Copy nothing but the stretch that opens with the line containing "Output the component" and closes with the line containing "const DIAGONALS = [45, 135, 225, 315];". Keep pictures out.

═════ Records for the exercise

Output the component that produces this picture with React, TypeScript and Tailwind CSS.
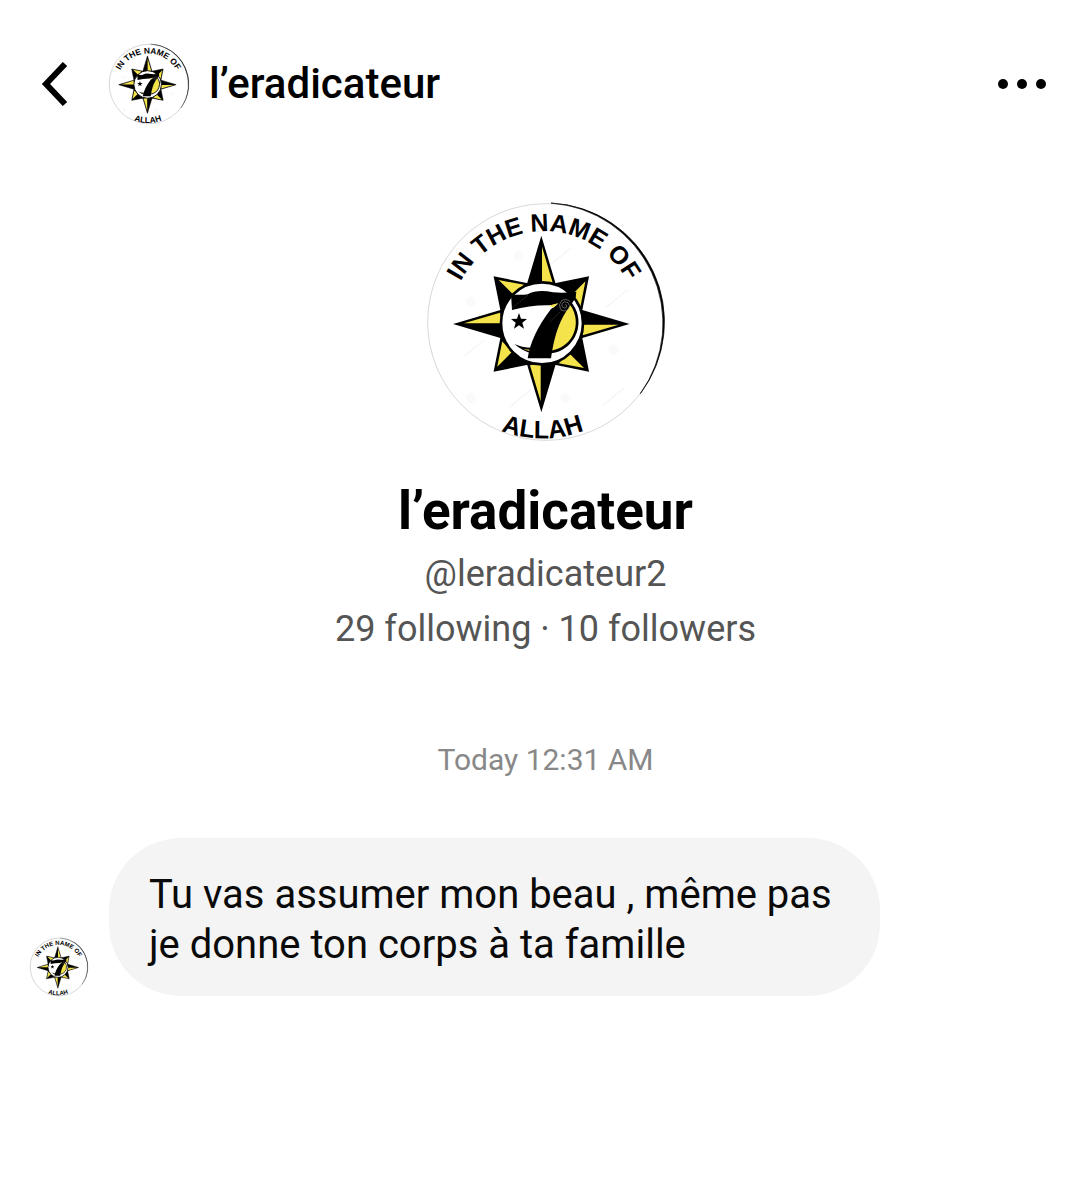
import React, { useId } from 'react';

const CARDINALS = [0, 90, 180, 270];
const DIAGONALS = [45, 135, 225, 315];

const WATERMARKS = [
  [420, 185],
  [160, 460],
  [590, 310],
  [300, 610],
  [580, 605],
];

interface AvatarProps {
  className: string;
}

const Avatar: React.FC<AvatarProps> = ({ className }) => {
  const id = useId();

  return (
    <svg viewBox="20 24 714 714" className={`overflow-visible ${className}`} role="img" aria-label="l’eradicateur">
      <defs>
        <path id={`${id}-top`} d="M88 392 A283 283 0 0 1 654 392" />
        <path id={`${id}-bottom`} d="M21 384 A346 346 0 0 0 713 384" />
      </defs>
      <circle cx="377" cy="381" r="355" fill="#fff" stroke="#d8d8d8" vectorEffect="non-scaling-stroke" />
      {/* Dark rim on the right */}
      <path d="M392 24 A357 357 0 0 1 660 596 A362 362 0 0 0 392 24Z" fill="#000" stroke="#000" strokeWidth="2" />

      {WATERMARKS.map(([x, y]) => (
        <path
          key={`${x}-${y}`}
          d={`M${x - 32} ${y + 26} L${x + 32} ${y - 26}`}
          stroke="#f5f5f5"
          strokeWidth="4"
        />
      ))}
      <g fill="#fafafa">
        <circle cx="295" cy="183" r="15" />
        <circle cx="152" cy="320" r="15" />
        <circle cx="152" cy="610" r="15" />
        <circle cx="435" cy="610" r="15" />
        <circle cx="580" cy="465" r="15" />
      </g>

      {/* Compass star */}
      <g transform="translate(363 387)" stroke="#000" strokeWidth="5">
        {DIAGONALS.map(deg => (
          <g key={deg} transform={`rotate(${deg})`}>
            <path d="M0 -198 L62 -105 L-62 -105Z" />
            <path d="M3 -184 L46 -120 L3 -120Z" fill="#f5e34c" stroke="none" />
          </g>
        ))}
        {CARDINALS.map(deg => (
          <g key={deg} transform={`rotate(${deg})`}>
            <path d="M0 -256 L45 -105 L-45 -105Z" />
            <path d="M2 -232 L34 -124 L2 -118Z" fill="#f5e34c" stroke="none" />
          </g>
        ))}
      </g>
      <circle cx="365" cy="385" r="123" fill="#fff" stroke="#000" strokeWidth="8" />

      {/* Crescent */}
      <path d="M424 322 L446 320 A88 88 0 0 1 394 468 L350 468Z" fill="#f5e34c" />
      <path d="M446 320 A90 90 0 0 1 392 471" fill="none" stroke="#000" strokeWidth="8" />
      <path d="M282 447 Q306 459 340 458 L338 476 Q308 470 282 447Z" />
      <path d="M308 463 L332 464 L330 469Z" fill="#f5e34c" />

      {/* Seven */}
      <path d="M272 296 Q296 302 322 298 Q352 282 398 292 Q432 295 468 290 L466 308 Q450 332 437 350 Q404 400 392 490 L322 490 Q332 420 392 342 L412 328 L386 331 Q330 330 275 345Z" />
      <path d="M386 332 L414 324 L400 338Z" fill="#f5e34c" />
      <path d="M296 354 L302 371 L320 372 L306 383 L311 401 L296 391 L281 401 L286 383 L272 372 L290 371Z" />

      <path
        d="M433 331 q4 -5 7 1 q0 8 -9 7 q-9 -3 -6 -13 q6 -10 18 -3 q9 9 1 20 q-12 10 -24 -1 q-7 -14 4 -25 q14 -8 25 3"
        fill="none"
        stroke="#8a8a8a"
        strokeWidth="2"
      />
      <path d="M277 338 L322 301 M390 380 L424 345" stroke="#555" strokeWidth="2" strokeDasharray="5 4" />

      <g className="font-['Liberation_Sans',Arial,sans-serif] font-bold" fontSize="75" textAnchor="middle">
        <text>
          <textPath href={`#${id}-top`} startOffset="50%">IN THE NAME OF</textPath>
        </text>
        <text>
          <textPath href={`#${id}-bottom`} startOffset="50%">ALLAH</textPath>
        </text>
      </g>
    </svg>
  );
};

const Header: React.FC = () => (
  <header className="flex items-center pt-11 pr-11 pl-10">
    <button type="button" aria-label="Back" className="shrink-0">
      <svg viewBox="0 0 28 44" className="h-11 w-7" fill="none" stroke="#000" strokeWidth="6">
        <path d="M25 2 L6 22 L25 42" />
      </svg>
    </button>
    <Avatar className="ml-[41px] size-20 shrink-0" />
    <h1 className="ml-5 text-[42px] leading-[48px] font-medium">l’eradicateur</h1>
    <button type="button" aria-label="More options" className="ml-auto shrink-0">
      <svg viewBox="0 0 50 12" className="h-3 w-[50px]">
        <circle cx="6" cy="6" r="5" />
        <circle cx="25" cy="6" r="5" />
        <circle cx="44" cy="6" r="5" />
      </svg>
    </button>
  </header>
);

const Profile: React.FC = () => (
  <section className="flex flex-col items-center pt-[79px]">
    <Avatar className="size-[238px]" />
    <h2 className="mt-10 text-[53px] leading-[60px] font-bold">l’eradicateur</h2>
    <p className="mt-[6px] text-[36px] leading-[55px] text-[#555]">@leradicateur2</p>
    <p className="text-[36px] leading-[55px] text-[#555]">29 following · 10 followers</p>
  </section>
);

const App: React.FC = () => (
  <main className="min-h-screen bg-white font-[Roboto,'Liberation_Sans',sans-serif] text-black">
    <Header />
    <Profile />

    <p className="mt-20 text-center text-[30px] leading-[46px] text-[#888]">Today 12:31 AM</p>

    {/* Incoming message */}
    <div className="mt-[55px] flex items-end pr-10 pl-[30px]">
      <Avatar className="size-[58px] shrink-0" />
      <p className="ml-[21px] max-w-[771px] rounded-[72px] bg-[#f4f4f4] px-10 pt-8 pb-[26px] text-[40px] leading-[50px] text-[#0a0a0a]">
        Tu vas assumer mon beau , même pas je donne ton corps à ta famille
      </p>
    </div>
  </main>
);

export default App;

══════════
═════ Records for the exercise

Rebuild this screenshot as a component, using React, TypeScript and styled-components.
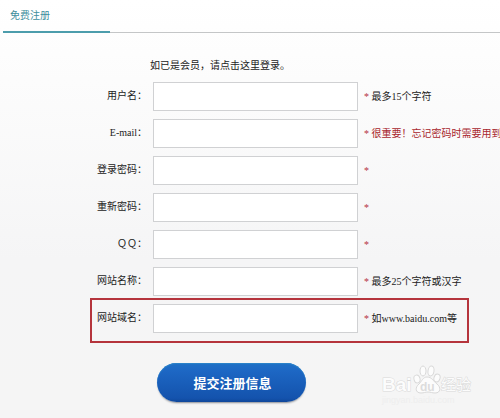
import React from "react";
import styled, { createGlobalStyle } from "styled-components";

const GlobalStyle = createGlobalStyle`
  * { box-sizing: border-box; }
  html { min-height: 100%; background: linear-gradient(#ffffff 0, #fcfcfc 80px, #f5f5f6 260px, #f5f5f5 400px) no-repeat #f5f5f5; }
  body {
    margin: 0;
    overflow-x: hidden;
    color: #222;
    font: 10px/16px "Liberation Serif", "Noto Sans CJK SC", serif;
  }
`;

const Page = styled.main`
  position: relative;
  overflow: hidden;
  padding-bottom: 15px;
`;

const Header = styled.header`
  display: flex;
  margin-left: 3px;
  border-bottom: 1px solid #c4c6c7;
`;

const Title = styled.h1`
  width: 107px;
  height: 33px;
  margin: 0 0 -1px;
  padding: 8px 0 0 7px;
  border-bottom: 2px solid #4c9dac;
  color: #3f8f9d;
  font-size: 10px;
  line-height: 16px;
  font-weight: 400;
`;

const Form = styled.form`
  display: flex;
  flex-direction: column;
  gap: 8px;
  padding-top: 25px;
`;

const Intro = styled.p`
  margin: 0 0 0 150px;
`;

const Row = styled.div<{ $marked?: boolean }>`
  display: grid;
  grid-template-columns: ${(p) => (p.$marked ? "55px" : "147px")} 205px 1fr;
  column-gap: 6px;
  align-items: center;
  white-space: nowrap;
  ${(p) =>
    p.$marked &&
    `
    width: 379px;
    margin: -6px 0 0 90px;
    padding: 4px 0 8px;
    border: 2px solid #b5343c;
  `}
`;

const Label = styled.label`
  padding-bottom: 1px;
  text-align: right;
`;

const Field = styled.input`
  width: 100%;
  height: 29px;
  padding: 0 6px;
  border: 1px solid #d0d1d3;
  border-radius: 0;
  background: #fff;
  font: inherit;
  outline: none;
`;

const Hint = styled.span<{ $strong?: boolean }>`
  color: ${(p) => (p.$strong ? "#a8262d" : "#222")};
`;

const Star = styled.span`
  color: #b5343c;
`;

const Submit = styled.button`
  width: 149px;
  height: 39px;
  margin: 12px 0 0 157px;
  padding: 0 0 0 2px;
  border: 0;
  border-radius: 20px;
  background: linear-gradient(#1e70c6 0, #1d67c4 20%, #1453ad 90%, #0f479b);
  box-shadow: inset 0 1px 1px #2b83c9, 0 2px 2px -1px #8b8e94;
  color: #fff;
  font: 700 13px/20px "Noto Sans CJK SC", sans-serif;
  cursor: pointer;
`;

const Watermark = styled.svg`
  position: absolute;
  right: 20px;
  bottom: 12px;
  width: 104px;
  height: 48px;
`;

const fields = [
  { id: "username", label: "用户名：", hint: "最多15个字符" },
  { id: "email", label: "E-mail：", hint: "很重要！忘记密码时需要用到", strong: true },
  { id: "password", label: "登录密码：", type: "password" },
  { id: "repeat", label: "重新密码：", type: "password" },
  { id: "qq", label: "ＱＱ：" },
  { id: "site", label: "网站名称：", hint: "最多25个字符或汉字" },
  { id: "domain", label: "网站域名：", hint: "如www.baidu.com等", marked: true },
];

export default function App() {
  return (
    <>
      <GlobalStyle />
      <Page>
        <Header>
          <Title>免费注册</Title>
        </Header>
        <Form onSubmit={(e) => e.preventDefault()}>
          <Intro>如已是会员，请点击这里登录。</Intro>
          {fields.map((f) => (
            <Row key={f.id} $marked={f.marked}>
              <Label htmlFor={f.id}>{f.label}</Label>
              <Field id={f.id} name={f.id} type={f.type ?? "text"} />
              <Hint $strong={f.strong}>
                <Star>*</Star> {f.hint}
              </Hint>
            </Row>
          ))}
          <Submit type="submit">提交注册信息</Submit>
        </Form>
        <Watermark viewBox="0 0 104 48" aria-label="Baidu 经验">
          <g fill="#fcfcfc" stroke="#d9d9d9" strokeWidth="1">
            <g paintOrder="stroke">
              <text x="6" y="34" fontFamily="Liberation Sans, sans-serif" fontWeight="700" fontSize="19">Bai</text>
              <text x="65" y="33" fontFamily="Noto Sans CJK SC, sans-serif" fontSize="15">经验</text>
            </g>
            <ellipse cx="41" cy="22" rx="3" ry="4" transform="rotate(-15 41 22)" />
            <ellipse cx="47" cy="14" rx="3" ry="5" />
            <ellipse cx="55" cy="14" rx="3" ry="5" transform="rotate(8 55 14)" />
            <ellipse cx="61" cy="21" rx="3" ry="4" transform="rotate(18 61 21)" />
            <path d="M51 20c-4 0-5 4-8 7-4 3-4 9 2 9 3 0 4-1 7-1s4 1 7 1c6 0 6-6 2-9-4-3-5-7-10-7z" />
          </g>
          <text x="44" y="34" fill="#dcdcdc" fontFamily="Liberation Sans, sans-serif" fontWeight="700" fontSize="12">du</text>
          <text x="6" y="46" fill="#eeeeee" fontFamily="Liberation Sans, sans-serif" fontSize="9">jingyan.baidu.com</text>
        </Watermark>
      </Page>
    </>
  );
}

══════════

Completed task:
Output the component that produces this picture with React, TypeScript and Tailwind CSS.
import React, { useId } from 'react';

const CARDINALS = [0, 90, 180, 270];
const DIAGONALS = [45, 135, 225, 315];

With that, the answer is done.